このため、大規模地震時における危機管理の面から、緊急輸送路の確保としての舟運の活用が見直されています。
平成7年の阪神大震災時には、地震直後、舟運は負傷者をはじめ緊急物資、支援要員の搬送等の緊急輸送路として活躍しました。
一方、久留米市街部周辺においても、山川地区で断層が確認されており679年にマグニチュード6.5~7.5規模の地震が起きたと推測されます。
このため、大地震等の危機管理の面からも筑後川を生かした緊急輸送路としての「舟運」の活用が求められています。

図-2 久留米地域における水縄断層と地震履歴

4 観光面における舟運
久留米市では、「筑後川を育む豊かな自然」を、まちづくりや観光へ活用することを目的に、平成12年度から「筑後川体験乗船等実行委員会」を設置し、舟運事業の可能性を検討しています。
現在までに体験乗船会や筑後川舟運シンポジウム等を開催し、舟運に対する多くの意見集約を行うとともに、多くの市民の方々に舟運事業を体験して頂いています。
これら体験乗船会では、毎回、定員を超える多くの方々が応募されており、有料ツアーにおいても、定員の10倍程度の応募もあることなど、舟運の事業化に向けた機運も高まりつつあります。

写真-1 筑後川における体験乗船会

図-3 久留米地区の筑後川沿川の観光地

5 舟運再生と久留米閘門の改築に向けて
舟運の再生と久留米間門(旧小森野閘門)の改築にあたっては、環境面、利用面の課題を整理する必要があります。
このため、国土交通省と久留米市では「久留米地域舟運再生検討委員会」を平成15年6月に発足しました。
この委員会では、学識経験者をはじめ漁協やカヌー等の利用者をはじめ観光面への活用として民間事業者のJRや西日本鉄道、商工会議所等が含まれており、今後の久留米間門の必要性をはじめ、事業化に向けた多くの意見を頂き、舟運再生に向けての検討が行われてきました。

6 航路確保と久留米閘門再生の必要性
舟の航路確保については、筑後川の現況河床状況を整理した結果(図-4参照)現在、河口から巨瀬川合流点付近まで、概ね2m程度の喫水確保が可能となっています。
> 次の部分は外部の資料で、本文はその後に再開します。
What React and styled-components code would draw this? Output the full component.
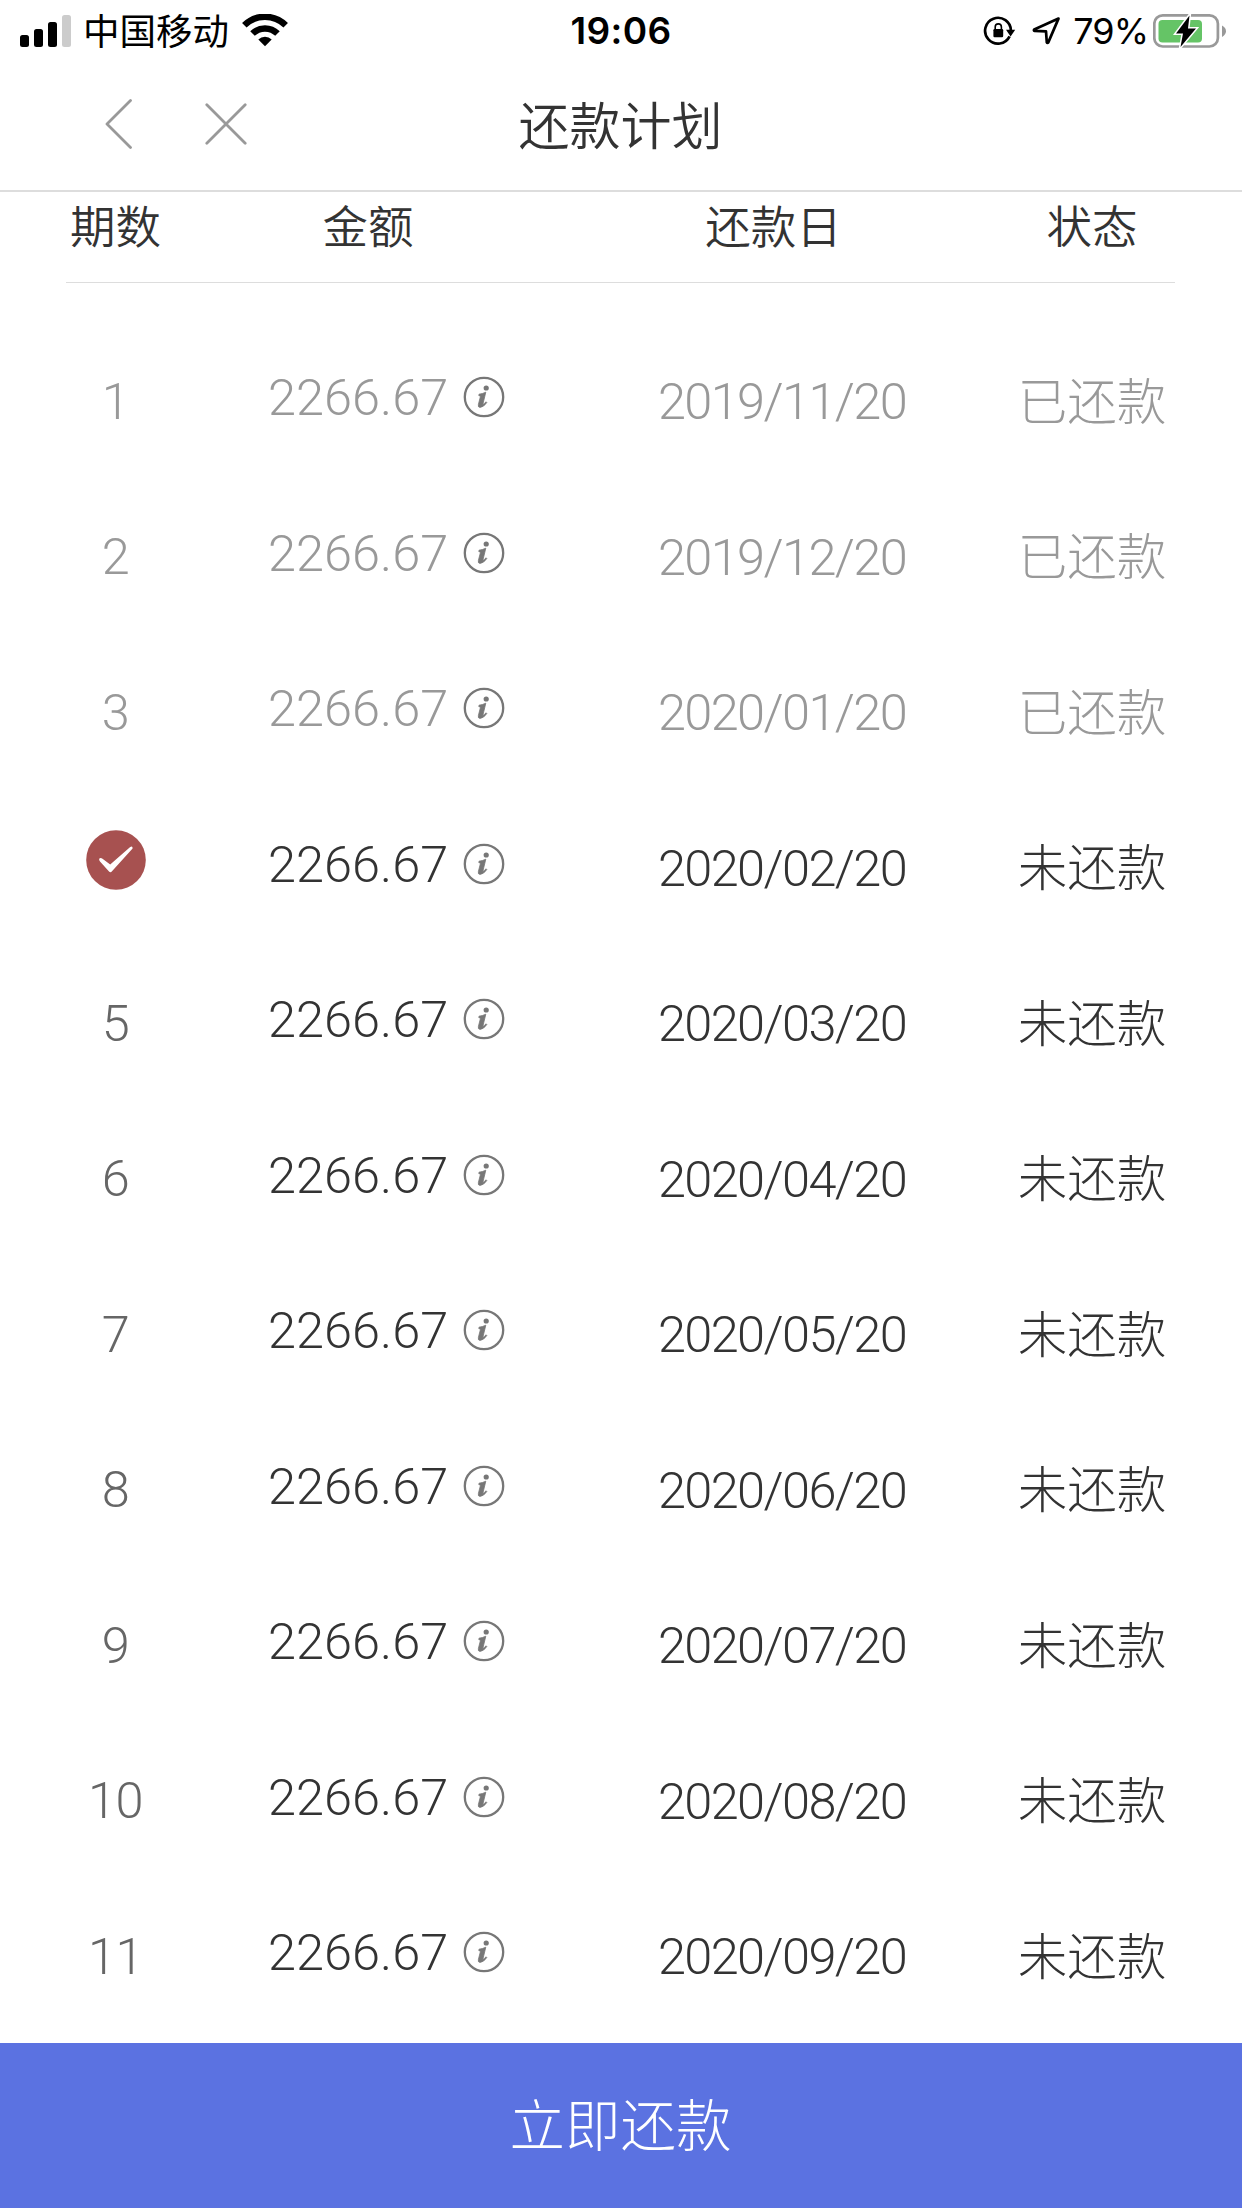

しかし、小森野床固においては、旧閘門(右岸)が破損しており喫水不足のため船の航行ができない状況となっていました。このため緊急輸送路として航路確保をするうえで久留米閘門の改築を行う必要がありました。
久留米閘門の再生にあたっては、旧閘門の課題や堤防の安全性等を考慮した結果、左岸側への設置としました。
また、閘門の整備に合わせ、震災時の緊急物資、復旧資材等の接岸場所として「船着場」を既設の施設と合わせて、計4箇所整備しました。

図-4 航路に関する現況河床の状況について

図-5 小森野床固め周辺

写真-2 破損した旧閘門

写真-3 完成した久留米閘門

7 今後の利活用にあたって
現在、久留米市周辺における筑後川の水面利用としては、漁業者・釣り・カヌー・水上バイク・自衛隊等多くの方が利用されているため水面利用協議会を組織し、一定のルールを守った利活用がなされています。今後、舟運を再生するうえで利用者の安全な航行と漁業者や水鳥をはじめとする生物の生息環境にも十分に配慮する必要があります。また、舟運の事業化に際しても民間事業者の意見等を十分に反映させたうえで実施していく必要があるところです。

8 最後に
平成19年3月21日に「筑後川菜の花まつり」と合わせて久留米閘門の開通式を行いました。
当日は、体験乗船会を行い乗船された皆様から大好評でした。この舟運が久留米市の観光の起爆剤となるよう願うものであります。